* _TASK OBJECTIVE_
Extract every line that contains the string "styles".

* _INFORMATION PROVIDED_
◇ ◇ ◇ ◇

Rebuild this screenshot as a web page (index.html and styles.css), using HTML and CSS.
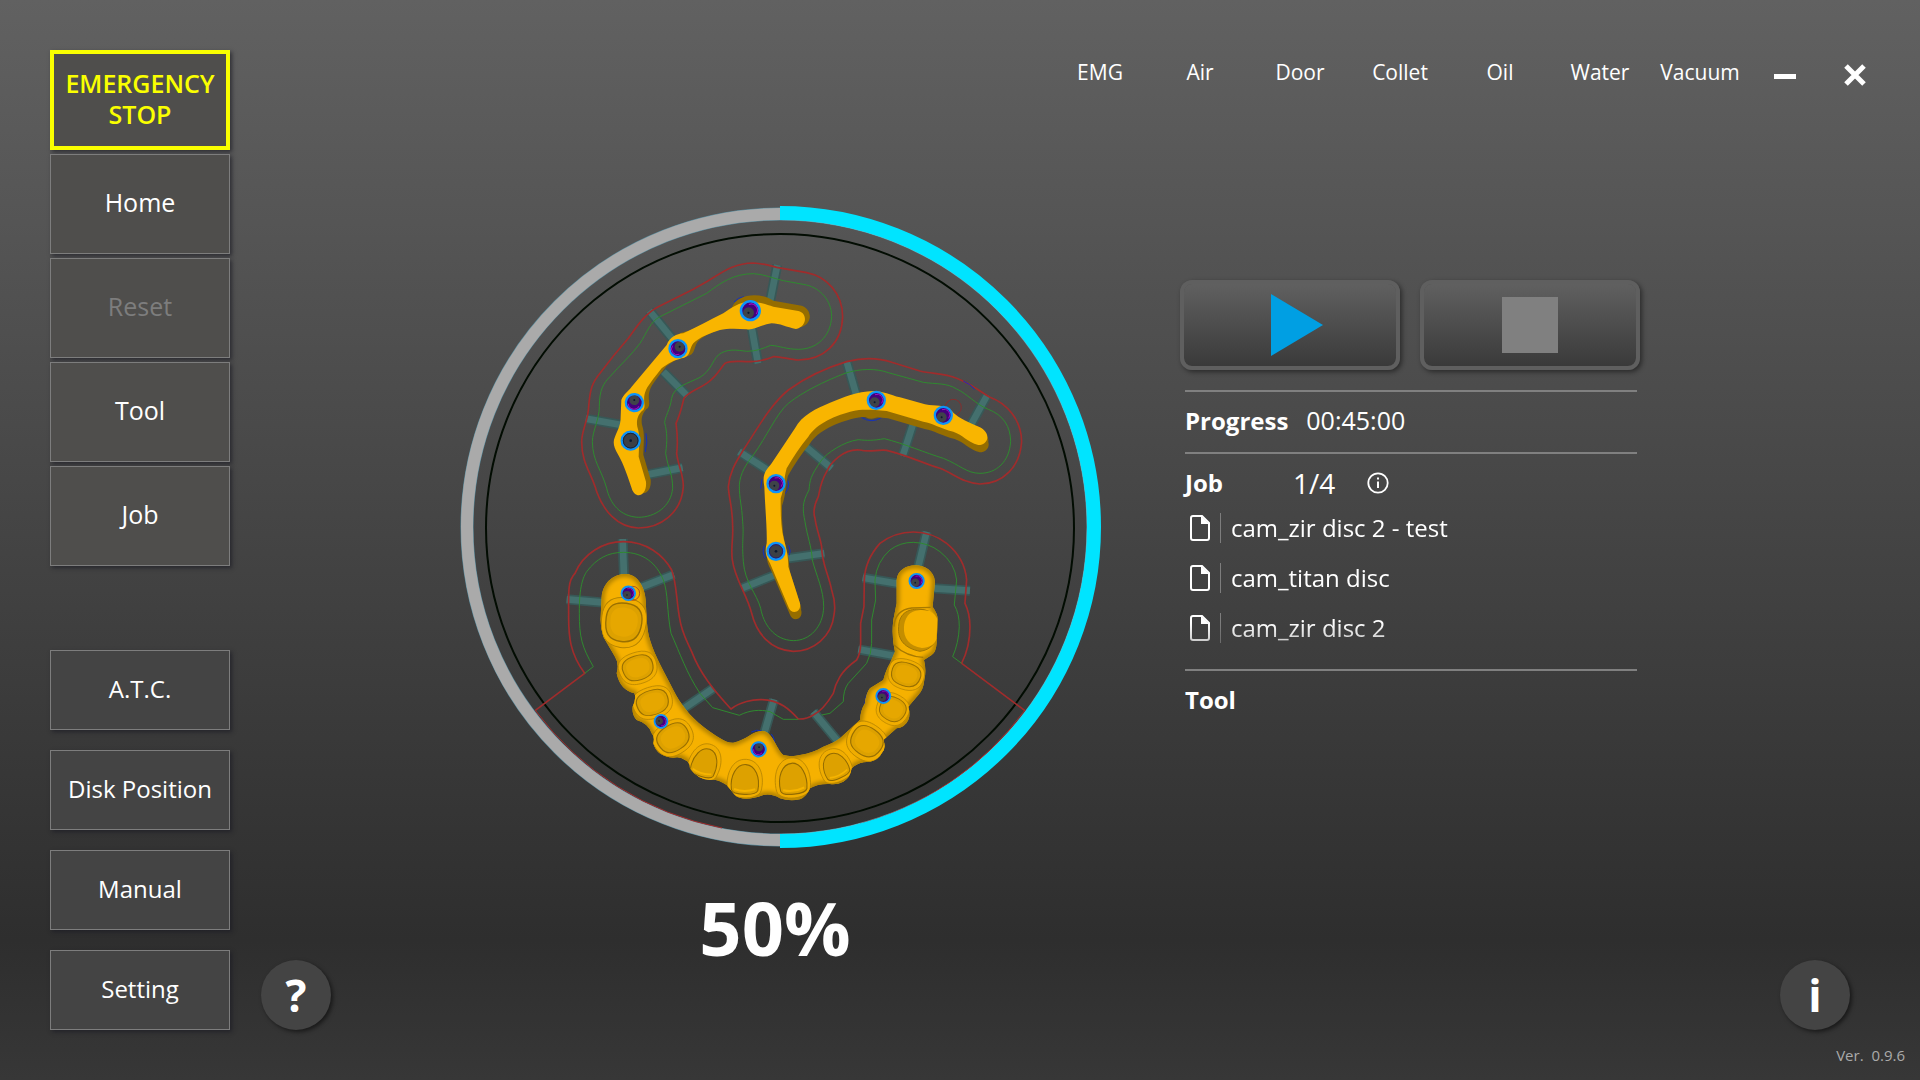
FILE: index.html
```html
<!DOCTYPE html>
<html lang="en">
<head>
<meta charset="utf-8">
<title>Milling Control</title>
<link rel="stylesheet" href="styles.css">
</head>
<body>
<div class="app">
  <nav class="sidebar" aria-label="Machine">
    <div class="group group-top">
      <button class="side-btn emergency" type="button">EMERGENCY STOP</button>
      <button class="side-btn" type="button">Home</button>
      <button class="side-btn" type="button" disabled>Reset</button>
      <button class="side-btn" type="button">Tool</button>
      <button class="side-btn" type="button">Job</button>
    </div>
    <div class="group group-bottom">
      <button class="side-btn" type="button">A.T.C.</button>
      <button class="side-btn" type="button">Disk Position</button>
      <button class="side-btn" type="button">Manual</button>
      <button class="side-btn" type="button">Setting</button>
    </div>
  </nav>

  <div class="main">
    <header class="topbar">
      <ul class="status">
        <li>EMG</li><li>Air</li><li>Door</li><li>Collet</li><li>Oil</li><li>Water</li><li>Vacuum</li>
      </ul>
      <button class="win-btn" type="button" aria-label="Minimize">
        <svg width="24" height="24" viewBox="0 0 24 24"><path d="M1 13.500H23" stroke="#fff" stroke-width="5"/></svg>
      </button>
      <button class="win-btn" type="button" aria-label="Close">
        <svg width="24" height="24" viewBox="0 0 24 24"><path d="M3 3L21 21M21 3L3 21" stroke="#fff" stroke-width="5"/></svg>
      </button>
    </header>

    <main class="content">
      <section class="disc">
        <svg class="disc-view" viewBox="459 206 642 642" role="img" aria-label="Disc preview">
          <defs>
            <g id="hole">
              <circle r="24" fill="#43007c"/>
              <path d="M-4 -17A17 17 0 0 1 16 9" fill="none" stroke="#a010c0" stroke-width="3"/>
              <circle cx="-5" cy="6" r="15" fill="#3f4349"/>
              <circle r="25.500" fill="none" stroke="#0c94fb" stroke-width="7"/>
              <circle cx="-5" cy="6" r="3" fill="#0d1a30"/>
            </g>
            <g id="tooth">
              <path d="M-50 -8C-50 -38 -32 -50 0 -50C34 -50 50 -34 50 -4C50 34 32 50 0 50C-34 50 -50 32 -50 -8Z" fill="#f0ad00" stroke="#b38300" stroke-width="2"/>
              <path d="M-40 -6C-40 -30 -26 -39 0 -39C28 -39 40 -26 40 -4C40 26 26 38 0 38C-28 38 -40 26 -40 -6Z" fill="#dda100" stroke="#9a7000" stroke-width="3"/>
              <path d="M-30 -6C-30 -24 -16 -30 0 -30C20 -30 31 -20 31 -4C31 19 18 28 0 28C-20 28 -30 18 -30 -6Z" fill="#e6a700"/>
            </g>
            <g id="incisor">
              <path d="M-46 28C-54 -10 -38 -50 0 -50C38 -50 54 -10 46 26C40 52 -38 54 -46 28Z" fill="#f0ad00" stroke="#b38300" stroke-width="2"/>
              <path d="M-35 28C-42 -6 -26 -37 0 -37C26 -37 42 -6 37 26C32 40 -30 42 -35 28Z" fill="#dda100" stroke="#936b00" stroke-width="3"/>
              <path d="M-28 26Q0 34 30 23" fill="none" stroke="#f6b400" stroke-width="5"/>
            </g>
            <path id="barA" d="M215 745C205 715 190 670 175 645C160 620 158 605 165 590C175 565 182 555 182 530L184 480C190 462 205 455 215 440L320 315C330 290 350 282 370 280C410 262 450 240 490 220C510 205 540 185 570 185C600 185 620 195 640 200L715 213C745 220 740 262 708 267C680 262 660 250 635 250C600 255 580 272 560 268C530 265 500 265 480 270C450 280 420 290 400 310C385 330 395 350 365 355C340 362 325 370 305 385C290 405 268 430 258 450C245 480 260 495 250 510C235 520 228 540 232 560C242 590 236 620 236 650L258 725C262 770 225 780 215 745Z"/>
            <path id="barB" d="M205 800L150 670C135 645 135 630 140 610C142 570 135 500 133 440C125 400 140 390 155 370L225 265C245 225 290 205 330 188C370 172 410 155 460 153C490 153 510 165 540 172L615 193C650 200 670 192 695 212C710 230 730 240 780 262C815 280 805 315 775 315C740 305 730 285 700 275C660 265 640 250 610 245L500 213C450 208 420 208 400 213C350 225 290 250 265 290C240 320 220 350 200 385C190 420 195 440 182 475C182 520 182 560 192 600C200 630 205 650 205 680L240 790C245 820 212 825 205 800Z"/>
            <path id="arch" d="M185 200C190 150 230 130 260 132C295 135 315 175 317 210C320 260 320 300 330 330C345 380 375 430 400 480C420 520 450 560 490 590C530 620 560 640 580 638C620 630 640 600 670 603C700 610 705 650 730 675Q755 682 780 675Q820 668 850 650Q880 640 900 625L960 570Q962 540 975 520Q978 490 990 475L1030 450Q1038 420 1050 400L1065 365Q1054 320 1060 270L1070 220V150C1075 90 1180 90 1185 155L1178 230Q1195 255 1193 270L1190 340Q1188 368 1175 375L1152 390Q1160 420 1153 450Q1150 480 1135 495L1105 530Q1112 555 1105 570Q1095 592 1070 595L1030 630Q1040 655 1025 670Q1015 690 990 695Q955 695 935 715Q930 745 910 755Q890 765 870 762Q835 760 810 775Q800 800 780 808Q750 815 720 805Q695 790 670 795Q610 818 585 795L560 765Q530 745 510 750Q475 750 450 715Q450 695 435 690Q420 678 400 683Q350 680 340 640Q345 620 335 610Q325 580 290 570Q275 555 278 530Q290 505 283 490Q240 480 230 430Q238 400 225 380L190 320Q180 290 182 260Z"/>
            <clipPath id="archClip"><use href="#arch"/></clipPath>
            <filter id="soft" x="-10%" y="-10%" width="120%" height="120%"><feGaussianBlur stdDeviation="6"/></filter>
          </defs>

          <circle class="ring-edge" cx="780" cy="527" r="313"/>
          <circle class="ring-rest" cx="780" cy="527" r="313"/>
          <circle class="disc-rim" cx="780" cy="528" r="294"/>
          <path class="limit" d="M535 710A306 306 0 0 0 722 828M860 824A306 306 0 0 0 1025 710"/>
          <path class="ring-done" d="M780 213A314 314 0 0 1 780 841"/>

          <g transform="translate(560 240) scale(.3333)">
            <path class="pin" d="M652 75L630 185M268 212L340 300M594 370L575 262M382 468L310 395M77 536L185 555M368 683L262 704"/>
            <path class="pin-core" d="M652 75L630 185M268 212L340 300M594 370L575 262M382 468L310 395M77 536L185 555M368 683L262 704"/>
            <path class="margin" d="M295 200L400 148L445 122C490 95 520 70 580 69C610 70 630 77 650 82L740 98C800 110 848 160 848 230C846 310 790 360 715 360C690 360 660 348 640 350C620 358 600 366 565 365C540 365 510 360 495 370C480 385 475 405 440 430C410 450 385 455 372 475C365 500 362 520 348 550C352 580 355 600 350 640C355 680 370 700 370 740C365 820 300 864 235 864C170 862 130 810 110 755C95 700 65 670 65 605C65 570 85 540 86 500C90 450 95 430 120 400C150 360 170 335 205 295C230 260 255 220 295 200Z"/>
            <path class="path" d="M300 230L440 160C480 130 520 101 580 101C610 102 640 115 670 122L740 135C780 145 815 180 815 230C812 290 770 328 715 328C680 328 660 318 632 316C610 325 590 334 560 334C530 330 500 325 475 345C455 365 455 390 420 412C385 430 340 440 335 475C330 510 315 530 314 548C322 580 322 600 317 640C325 690 338 700 338 745C333 800 285 832 235 832C180 830 150 790 140 745C125 690 98 665 97 605C98 570 118 540 118 500C118 450 130 430 150 410C180 375 215 345 240 310C260 280 270 245 300 230Z"/>
            <path class="trace" d="M522 186Q535 172 552 170M258 580Q264 605 256 636"/>
            <path class="bar-side" d="M515 205C530 160 600 155 640 182L725 197C760 210 755 250 720 262L600 240Z"/>
            <use class="bar-side" href="#barA" transform="translate(14 -6)"/>
            <use class="bar-top" href="#barA"/>
            <use href="#hole" transform="translate(571 212) scale(1.1)"/>
            <use href="#hole" transform="translate(354 326) rotate(180)"/>
            <use href="#hole" transform="translate(223 488) rotate(140)"/>
            <circle cx="212" cy="602" r="27" fill="#3c4046" stroke="#0c94fb" stroke-width="7"/>
            <circle cx="212" cy="602" r="22" fill="none" stroke="#14243f" stroke-width="3"/>
            <circle cx="212" cy="602" r="4" fill="#0d1a30"/>
          </g>

          <g transform="translate(720 340) scale(.3333)">
            <path class="pin" d="M380 65L410 168M802 165L750 260M548 348L580 250M335 385L255 318M57 335L150 395M313 640L205 655M65 745L165 705"/>
            <path class="pin-core" d="M380 65L410 168M802 165L750 260M548 348L580 250M335 385L255 318M57 335L150 395M313 640L205 655M65 745L165 705"/>
            <path class="margin" d="M25 440C28 400 45 370 70 330C110 270 150 195 205 150C260 110 330 80 380 65C430 52 480 55 515 67L600 93C640 103 670 98 710 115C760 135 780 155 810 172C860 190 905 240 905 305C900 380 850 432 780 432C730 430 700 400 660 385C610 370 560 345 500 331C470 328 450 338 420 330C370 325 330 370 320 395C300 430 300 450 295 470C280 500 280 520 285 535C290 570 300 590 305 620C305 670 325 700 335 750C345 780 345 810 342 825C335 890 280 934 220 934C150 930 110 880 95 820C80 760 45 720 37 660C32 620 40 600 38 560C38 500 27 480 25 440Z"/>
            <path class="path" d="M58 435C60 400 80 370 100 345C140 290 170 220 205 190C250 155 310 125 375 100C420 85 470 85 505 98L610 127C650 133 680 128 710 147C740 160 770 195 805 208C850 225 872 260 872 305C868 365 830 400 780 400C740 400 720 375 670 355C620 340 550 310 493 296C460 302 440 302 415 299C370 305 320 340 305 360C270 410 270 420 267 450C245 490 248 510 255 545C262 590 275 620 277 660C290 710 311 750 311 800C310 860 270 902 220 902C160 900 130 850 122 805C110 760 75 730 70 665C65 600 72 590 68 545C65 490 58 480 58 435Z"/>
            <path class="trace" d="M424 232Q455 252 486 232M204 422Q212 445 190 466M126 418L122 446M132 618Q126 634 134 654M206 616Q214 634 208 646M730 123Q750 132 764 148"/>
            <circle class="trace-red" cx="700" cy="202" r="24"/>
            <path class="bar-side" d="M420 215Q450 255 490 220Z"/>
            <use class="bar-side" href="#barB" transform="translate(4 22)"/>
            <use class="bar-side" href="#barB" transform="translate(3 10)"/>
            <use class="bar-top" href="#barB"/>
            <use href="#hole" transform="translate(469 181)"/>
            <use href="#hole" transform="translate(670 226)"/>
            <use href="#hole" transform="translate(168 431)"/>
            <circle cx="168" cy="634" r="25" fill="#3c4046" stroke="#0c94fb" stroke-width="8"/>
            <circle cx="168" cy="634" r="20" fill="none" stroke="#2a1c70" stroke-width="3"/>
            <circle cx="168" cy="634" r="4" fill="#0d1a30"/>
          </g>

          <g transform="translate(540 530) scale(.3333)">
            <path class="pin" d="M248 27L252 140M80 208L195 218M402 133L295 175M520 475L425 540M702 508L670 620M1160 5L1135 110M968 143L1080 162M1290 182L1180 175M955 358L1065 378M820 545L892 632"/>
            <path class="pin-core" d="M248 27L252 140M80 208L195 218M402 133L295 175M520 475L425 540M702 508L670 620M1160 5L1135 110M968 143L1080 162M1290 182L1180 175M955 358L1065 378M820 545L892 632"/>
            <path class="margin" d="M-14 541L134 430C90 370 85 320 86 250C85 180 85 150 105 130C130 70 190 35 250 35C320 35 370 75 395 120C410 160 408 200 418 260C425 310 440 330 455 365C480 430 520 480 573 537C600 515 640 508 665 509C720 510 750 540 775 567Q800 568 820 555Q850 540 880 490Q885 465 900 440Q915 415 950 390Q962 370 962 340V280L972 230L973 150Q975 90 1020 40Q1065 6 1120 6Q1175 6 1220 40Q1275 85 1280 150L1275 220Q1290 250 1290 290Q1290 350 1265 400L1455 542"/>
            <path class="path" d="M134 430L160 410C125 350 118 320 118 250C117 170 130 140 140 125C170 85 205 67 250 67C310 67 350 100 370 150C385 190 380 240 393 310C420 370 440 430 480 490L518 533L598 556C630 540 660 538 690 545L730 568H775M845 555L870 550L910 515Q910 480 925 460L980 400Q995 370 995 340V270L1007 210L1005 150Q1010 95 1050 60Q1080 37 1120 37Q1165 38 1200 65Q1245 100 1250 150L1243 225Q1258 250 1258 290Q1256 340 1238 380L1265 400"/>
            <path class="trace" d="M634 606Q650 598 664 602M694 612Q706 626 704 650M990 478Q976 496 974 524"/>
            <use href="#arch" fill="#f6b100"/>
            <g clip-path="url(#archClip)">
              <use href="#arch" fill="none" stroke="#ac7e00" stroke-width="17" filter="url(#soft)"/>
              <use href="#tooth" transform="translate(251 278) rotate(8) scale(1.35 1.5)"/>
              <use href="#tooth" transform="translate(294 414) rotate(-18) scale(1.15 .95)"/>
              <use href="#tooth" transform="translate(338 518) rotate(-18) scale(1.2 .95)"/>
              <use href="#tooth" transform="translate(400 624) rotate(-32) scale(1.22 1.02)"/>
              <use href="#incisor" transform="translate(495 698) rotate(20) scale(1 1.15)"/>
              <use href="#incisor" transform="translate(615 748) rotate(4) scale(1.1 1.2)"/>
              <use href="#incisor" transform="translate(758 746) rotate(-4) scale(1.1 1.25)"/>
              <use href="#incisor" transform="translate(885 708) rotate(-22) scale(1 1.05)"/>
              <use href="#tooth" transform="translate(980 635) rotate(35) scale(1.2 1.1)"/>
              <use href="#tooth" transform="translate(1058 538) rotate(30) scale(.98 .92)"/>
              <use href="#tooth" transform="translate(1098 434) rotate(18) scale(1.1 .9)"/>
              <path d="M1062 290Q1065 240 1115 234L1172 232M1062 345Q1100 380 1150 382" fill="none" stroke="#a87a00" stroke-width="4"/>
              <path d="M1076 290C1078 245 1110 236 1140 238C1175 238 1193 262 1192 290C1194 335 1175 360 1140 364C1095 355 1072 330 1076 290Z" fill="#c48e00" stroke="#a37700" stroke-width="3"/>
              <path d="M1092 290C1096 250 1120 240 1146 240L1170 243Q1190 255 1192 270L1190 325C1186 345 1166 354 1146 354C1108 347 1090 325 1092 290Z" fill="#f6b200"/>
            </g>
            <circle class="trace-red" cx="278" cy="190" r="21"/>
            <use href="#hole" transform="translate(265 190) scale(.8)"/>
            <use href="#hole" transform="translate(363 574) rotate(60) scale(.76)"/>
            <use href="#hole" transform="translate(656 658) rotate(150) scale(.84)"/>
            <use href="#hole" transform="translate(1130 153) scale(.84)"/>
            <use href="#hole" transform="translate(1030 498) scale(.82)"/>
          </g>
        </svg>
        <p class="percent">50%</p>
      </section>

      <section class="panel">
        <div class="controls">
          <button class="ctl" type="button" aria-label="Start">
            <svg width="66" height="62" viewBox="-14 0 66 62"><path d="M0 0L52 31L0 62Z" fill="#009fe3"/></svg>
          </button>
          <button class="ctl" type="button" aria-label="Stop">
            <svg width="56" height="56" viewBox="0 0 56 56"><path d="M0 0H56V56H0Z" fill="#808080"/></svg>
          </button>
        </div>
        <div class="info">
          <div class="row">
            <h2>Progress</h2><span class="time">00:45:00</span>
          </div>
          <div class="jobs">
            <div class="job-head">
              <h2>Job</h2><span class="count">1/4</span>
              <button class="detail" type="button" aria-label="Job details">
                <svg width="22" height="22" viewBox="0 0 22 22"><circle cx="11" cy="11" r="9.700" fill="none" stroke="#fff" stroke-width="1.800"/><path d="M11 9.500V16M11 5.500V7.600" stroke="#fff" stroke-width="2"/></svg>
              </button>
            </div>
            <ul class="files">
              <li><svg class="file" width="20" height="26" viewBox="0 0 20 26"><path d="M3 1H12L19 8V23Q19 25 17 25H3Q1 25 1 23V3Q1 1 3 1Z" fill="none" stroke="#fff" stroke-width="2"/><path d="M11 1V9H19Z" fill="#fff"/></svg><span>cam_zir disc 2 - test</span></li>
              <li><svg class="file" width="20" height="26" viewBox="0 0 20 26"><path d="M3 1H12L19 8V23Q19 25 17 25H3Q1 25 1 23V3Q1 1 3 1Z" fill="none" stroke="#fff" stroke-width="2"/><path d="M11 1V9H19Z" fill="#fff"/></svg><span>cam_titan disc</span></li>
              <li><svg class="file" width="20" height="26" viewBox="0 0 20 26"><path d="M3 1H12L19 8V23Q19 25 17 25H3Q1 25 1 23V3Q1 1 3 1Z" fill="none" stroke="#fff" stroke-width="2"/><path d="M11 1V9H19Z" fill="#fff"/></svg><span>cam_zir disc 2</span></li>
            </ul>
          </div>
          <div class="row"><h2>Tool</h2></div>
        </div>
      </section>
    </main>

    <footer class="footer">
      <button class="round" type="button">?</button>
      <button class="round" type="button">i</button>
    </footer>
    <p class="version">Ver.&nbsp; 0.9.6</p>
  </div>
</div>
</body>
</html>
```
FILE: styles.css
```css
* { box-sizing: border-box; }

body {
  margin: 0;
  color: #fff;
  font-family: "Open Sans", "Noto Sans", sans-serif;
  font-size: 24px;
  background: linear-gradient(#616161 0%, #2e2e2e 87%, #373737 100%) no-repeat;
}

h2, p, ul { margin: 0; padding: 0; }
ul { list-style: none; }
svg { display: block; }

button {
  margin: 0;
  padding: 0;
  border: 0;
  background: none;
  color: inherit;
  font: inherit;
}

.app {
  display: grid;
  grid-template-columns: 180px 1fr;
  min-height: 100vh;
  padding-left: 50px;
}

/* Sidebar */
.sidebar {
  display: flex;
  flex-direction: column;
  justify-content: space-between;
  padding: 50px 0;
}

.group { display: grid; }
.group-top { gap: 4px; grid-auto-rows: 100px; }
.group-bottom { gap: 20px; grid-auto-rows: 80px; }

.side-btn {
  padding-bottom: 3px;
  border: 1px solid #7d7d7d;
  background: #4f4e4c;
  box-shadow: 2px 2px 4px #1c1c24b0;
  font-size: 25px;
  line-height: 31px;
}

.group-bottom .side-btn { background: #444; font-size: 24px; }
.side-btn:disabled { color: #7d7d7d; }

.side-btn.emergency {
  border: 4px solid #faff00;
  color: #faff00;
  font-weight: 600;
}

/* Top bar */
.main {
  display: flex;
  flex-direction: column;
}

.topbar {
  display: flex;
  justify-content: flex-end;
  height: 150px;
  padding: 50px 30px 0 0;
}

.status {
  display: grid;
  grid-template-columns: repeat(7, 100px);
  font-size: 21px;
  line-height: 45px;
  text-align: center;
}

.win-btn {
  display: grid;
  place-items: center;
  width: 70px;
  height: 50px;
}

/* Disc and job panel */
.content {
  display: grid;
  grid-template-columns: 229fr 642fr 79fr 460fr 280fr;
  padding-top: 56px;
}

.disc { grid-column: 2; }
.disc-view { width: 100%; }

.percent {
  padding: 48px 10px 0 0;
  font-size: 74px;
  font-weight: 700;
  line-height: 64px;
  text-align: center;
}

.ring-edge { fill: none; stroke: #5a8ea0; stroke-width: 13; }
.ring-rest { fill: none; stroke: #aaa; stroke-width: 12; }
.ring-done { fill: none; stroke: #00e4ff; stroke-width: 14; }
.disc-rim { fill: none; stroke: #020c02; stroke-width: 2; }
.limit { fill: none; stroke: #a22c2c; stroke-width: 1; }
.margin { fill: none; stroke: #a02c2c; stroke-width: 5; }
.path { fill: none; stroke: #2f8a2f; stroke-width: 3; }
.trace { fill: none; stroke: #1230c0; stroke-width: 3; }
.trace-red { fill: none; stroke: #a02020; stroke-width: 2; }
.pin { fill: none; stroke: #375857; stroke-width: 30; }
.pin-core { fill: none; stroke: #44706e; stroke-width: 20; }
.bar-side { fill: #956d00; }
.bar-top { fill: #f9b500; }

.panel {
  grid-column: 4;
  padding-top: 74px;
}

.controls {
  display: grid;
  grid-template-columns: 1fr 1fr;
  gap: 20px;
  margin-bottom: 20px;
}

.ctl {
  display: grid;
  place-items: center;
  height: 90px;
  border: 4px solid #5f5f5f;
  border-radius: 12px;
  background: linear-gradient(#606060, #3a3a3a) padding-box;
  box-shadow: 2px 2px 5px #0007;
}

.info { margin: 0 3px 0 5px; }

.row, .jobs { border-top: 2px solid #808080; }

.row {
  display: flex;
  align-items: center;
  gap: 18px;
  height: 62px;
  padding-bottom: 4px;
}

.time { font-size: 25px; }

h2 {
  font-size: 24px;
  font-weight: 700;
}

.jobs { padding-bottom: 16px; }

.job-head {
  display: grid;
  grid-template-columns: 108px 74px 22px;
  align-items: center;
  height: 49px;
  padding-top: 8px;
}

.count {
  font-size: 28px;
  line-height: 36px;
}

.files {
  mask-image: linear-gradient(#000 80%, transparent 125%);
}

.files li {
  display: flex;
  align-items: center;
  height: 50px;
  padding-left: 5px;
}

.files span {
  margin-left: 10px;
  padding-left: 10px;
  border-left: 1px solid #7d7d7d;
  line-height: 30px;
}

/* Footer */
.footer {
  display: flex;
  justify-content: space-between;
  margin-top: auto;
  padding: 0 70px 0 31px;
}

.round {
  width: 70px;
  height: 70px;
  border-radius: 50%;
  background: #444;
  box-shadow: 2px 2px 4px #0008;
  font-size: 44px;
  font-weight: 700;
  line-height: 70px;
}

.version {
  height: 50px;
  padding-right: 15px;
  color: #aaa;
  font-size: 15px;
  line-height: 50px;
  text-align: right;
}
```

◇ ◇ ◇ ◇

* _COMPLETED TASK_
Rebuild this screenshot as a web page (index.html and styles.css), using HTML and CSS.
<link rel="stylesheet" href="styles.css">
FILE: styles.css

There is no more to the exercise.